[STATED EXERCISE] Locate every line below that contains the word "components" and copy it.

[DATASET SECTION]
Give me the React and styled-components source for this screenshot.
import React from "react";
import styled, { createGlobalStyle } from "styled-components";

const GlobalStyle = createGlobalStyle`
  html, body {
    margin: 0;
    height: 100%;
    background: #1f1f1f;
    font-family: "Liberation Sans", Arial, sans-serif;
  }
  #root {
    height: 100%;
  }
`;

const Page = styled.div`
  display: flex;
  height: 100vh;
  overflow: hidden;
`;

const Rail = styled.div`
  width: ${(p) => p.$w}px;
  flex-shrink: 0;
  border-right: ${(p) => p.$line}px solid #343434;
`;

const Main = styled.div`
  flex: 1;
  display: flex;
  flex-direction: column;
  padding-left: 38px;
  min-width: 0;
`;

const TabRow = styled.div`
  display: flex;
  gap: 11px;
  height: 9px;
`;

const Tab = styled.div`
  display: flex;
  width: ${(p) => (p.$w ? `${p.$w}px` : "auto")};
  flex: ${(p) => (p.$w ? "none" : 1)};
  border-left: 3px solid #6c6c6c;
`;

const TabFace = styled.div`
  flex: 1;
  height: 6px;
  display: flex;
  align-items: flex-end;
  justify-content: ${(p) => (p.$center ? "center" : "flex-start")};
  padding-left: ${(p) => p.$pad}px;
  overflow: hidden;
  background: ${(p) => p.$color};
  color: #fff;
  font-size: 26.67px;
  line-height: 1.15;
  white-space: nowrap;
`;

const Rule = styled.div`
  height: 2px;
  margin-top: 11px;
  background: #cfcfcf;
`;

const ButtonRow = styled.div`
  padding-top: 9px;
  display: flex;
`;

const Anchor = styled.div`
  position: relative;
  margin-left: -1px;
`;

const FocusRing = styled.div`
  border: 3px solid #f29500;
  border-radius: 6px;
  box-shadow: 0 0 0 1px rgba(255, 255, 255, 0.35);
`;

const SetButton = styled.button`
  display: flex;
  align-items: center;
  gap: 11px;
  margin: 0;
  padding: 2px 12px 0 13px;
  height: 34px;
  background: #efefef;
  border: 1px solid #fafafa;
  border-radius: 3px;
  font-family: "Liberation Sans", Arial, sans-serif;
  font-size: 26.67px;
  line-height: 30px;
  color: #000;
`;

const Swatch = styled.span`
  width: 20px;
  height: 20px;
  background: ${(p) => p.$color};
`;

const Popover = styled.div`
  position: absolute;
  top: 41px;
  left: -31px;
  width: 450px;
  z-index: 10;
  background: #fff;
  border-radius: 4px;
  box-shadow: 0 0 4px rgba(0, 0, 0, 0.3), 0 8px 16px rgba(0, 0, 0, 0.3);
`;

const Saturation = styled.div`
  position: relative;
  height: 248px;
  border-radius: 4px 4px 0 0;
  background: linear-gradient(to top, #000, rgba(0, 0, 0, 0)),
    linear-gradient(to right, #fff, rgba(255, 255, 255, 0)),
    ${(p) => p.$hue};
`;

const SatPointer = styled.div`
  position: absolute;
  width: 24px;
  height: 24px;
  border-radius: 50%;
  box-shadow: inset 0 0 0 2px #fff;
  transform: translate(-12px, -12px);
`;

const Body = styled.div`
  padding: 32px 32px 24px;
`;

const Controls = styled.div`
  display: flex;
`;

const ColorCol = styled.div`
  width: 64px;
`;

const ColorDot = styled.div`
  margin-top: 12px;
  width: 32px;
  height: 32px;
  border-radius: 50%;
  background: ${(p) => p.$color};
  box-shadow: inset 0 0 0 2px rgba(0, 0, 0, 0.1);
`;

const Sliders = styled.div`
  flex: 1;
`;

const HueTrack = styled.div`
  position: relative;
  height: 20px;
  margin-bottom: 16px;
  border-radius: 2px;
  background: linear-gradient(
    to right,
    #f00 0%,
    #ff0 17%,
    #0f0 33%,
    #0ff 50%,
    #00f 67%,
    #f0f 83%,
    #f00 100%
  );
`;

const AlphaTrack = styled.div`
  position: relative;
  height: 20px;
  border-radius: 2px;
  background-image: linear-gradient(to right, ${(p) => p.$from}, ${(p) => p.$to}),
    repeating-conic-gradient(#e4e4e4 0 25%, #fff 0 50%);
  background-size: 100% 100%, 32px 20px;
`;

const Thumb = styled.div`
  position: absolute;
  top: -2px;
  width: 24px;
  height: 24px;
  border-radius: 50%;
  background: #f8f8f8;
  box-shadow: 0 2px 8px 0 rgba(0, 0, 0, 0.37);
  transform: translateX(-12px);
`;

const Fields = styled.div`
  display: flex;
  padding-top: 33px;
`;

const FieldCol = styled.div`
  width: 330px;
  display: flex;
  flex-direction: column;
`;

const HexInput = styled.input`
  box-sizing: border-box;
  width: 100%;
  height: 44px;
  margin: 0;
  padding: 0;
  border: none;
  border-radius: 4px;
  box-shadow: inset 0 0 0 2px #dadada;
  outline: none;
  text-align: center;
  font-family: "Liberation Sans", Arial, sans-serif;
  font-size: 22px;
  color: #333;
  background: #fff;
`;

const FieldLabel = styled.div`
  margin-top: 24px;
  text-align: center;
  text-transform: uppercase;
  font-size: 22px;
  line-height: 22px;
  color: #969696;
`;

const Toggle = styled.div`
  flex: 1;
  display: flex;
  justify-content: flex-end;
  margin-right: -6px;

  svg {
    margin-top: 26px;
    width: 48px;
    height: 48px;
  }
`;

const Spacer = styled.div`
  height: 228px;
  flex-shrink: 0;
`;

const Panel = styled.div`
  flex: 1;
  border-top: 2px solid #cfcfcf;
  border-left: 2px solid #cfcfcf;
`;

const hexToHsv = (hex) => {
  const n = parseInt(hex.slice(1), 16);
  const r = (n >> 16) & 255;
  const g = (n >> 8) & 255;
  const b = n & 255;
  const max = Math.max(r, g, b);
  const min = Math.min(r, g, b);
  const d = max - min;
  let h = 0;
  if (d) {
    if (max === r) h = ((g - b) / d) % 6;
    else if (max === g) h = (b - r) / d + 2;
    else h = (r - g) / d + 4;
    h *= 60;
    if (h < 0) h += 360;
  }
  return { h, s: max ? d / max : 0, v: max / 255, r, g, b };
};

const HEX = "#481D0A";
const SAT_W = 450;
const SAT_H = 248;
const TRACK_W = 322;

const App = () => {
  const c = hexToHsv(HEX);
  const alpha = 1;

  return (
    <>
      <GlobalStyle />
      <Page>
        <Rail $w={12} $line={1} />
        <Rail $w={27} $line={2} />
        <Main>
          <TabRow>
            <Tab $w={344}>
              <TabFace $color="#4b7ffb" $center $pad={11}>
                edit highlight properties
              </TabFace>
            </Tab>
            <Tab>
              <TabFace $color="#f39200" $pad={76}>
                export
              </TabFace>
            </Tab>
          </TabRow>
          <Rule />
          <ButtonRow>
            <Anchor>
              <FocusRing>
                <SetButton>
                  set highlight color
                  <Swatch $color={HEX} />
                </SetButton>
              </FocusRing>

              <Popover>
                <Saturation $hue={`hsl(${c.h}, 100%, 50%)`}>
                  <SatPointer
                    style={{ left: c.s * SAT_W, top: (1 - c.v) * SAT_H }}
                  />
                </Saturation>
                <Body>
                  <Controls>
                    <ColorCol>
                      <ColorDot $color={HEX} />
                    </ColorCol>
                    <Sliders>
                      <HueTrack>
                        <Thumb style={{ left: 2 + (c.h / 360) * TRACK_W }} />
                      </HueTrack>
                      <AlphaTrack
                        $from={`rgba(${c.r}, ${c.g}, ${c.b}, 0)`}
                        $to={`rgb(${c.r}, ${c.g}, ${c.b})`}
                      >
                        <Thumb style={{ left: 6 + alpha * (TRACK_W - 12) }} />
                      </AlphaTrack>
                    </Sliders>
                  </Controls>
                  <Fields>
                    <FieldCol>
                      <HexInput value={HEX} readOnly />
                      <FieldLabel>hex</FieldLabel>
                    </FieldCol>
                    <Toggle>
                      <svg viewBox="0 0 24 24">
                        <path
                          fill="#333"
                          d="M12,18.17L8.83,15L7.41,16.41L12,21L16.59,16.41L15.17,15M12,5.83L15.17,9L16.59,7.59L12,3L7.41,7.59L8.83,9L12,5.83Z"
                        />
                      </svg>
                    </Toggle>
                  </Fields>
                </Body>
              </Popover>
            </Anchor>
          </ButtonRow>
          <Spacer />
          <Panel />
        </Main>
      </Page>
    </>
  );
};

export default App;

[TASK SOLUTION]
Give me the React and styled-components source for this screenshot.
import styled, { createGlobalStyle } from "styled-components";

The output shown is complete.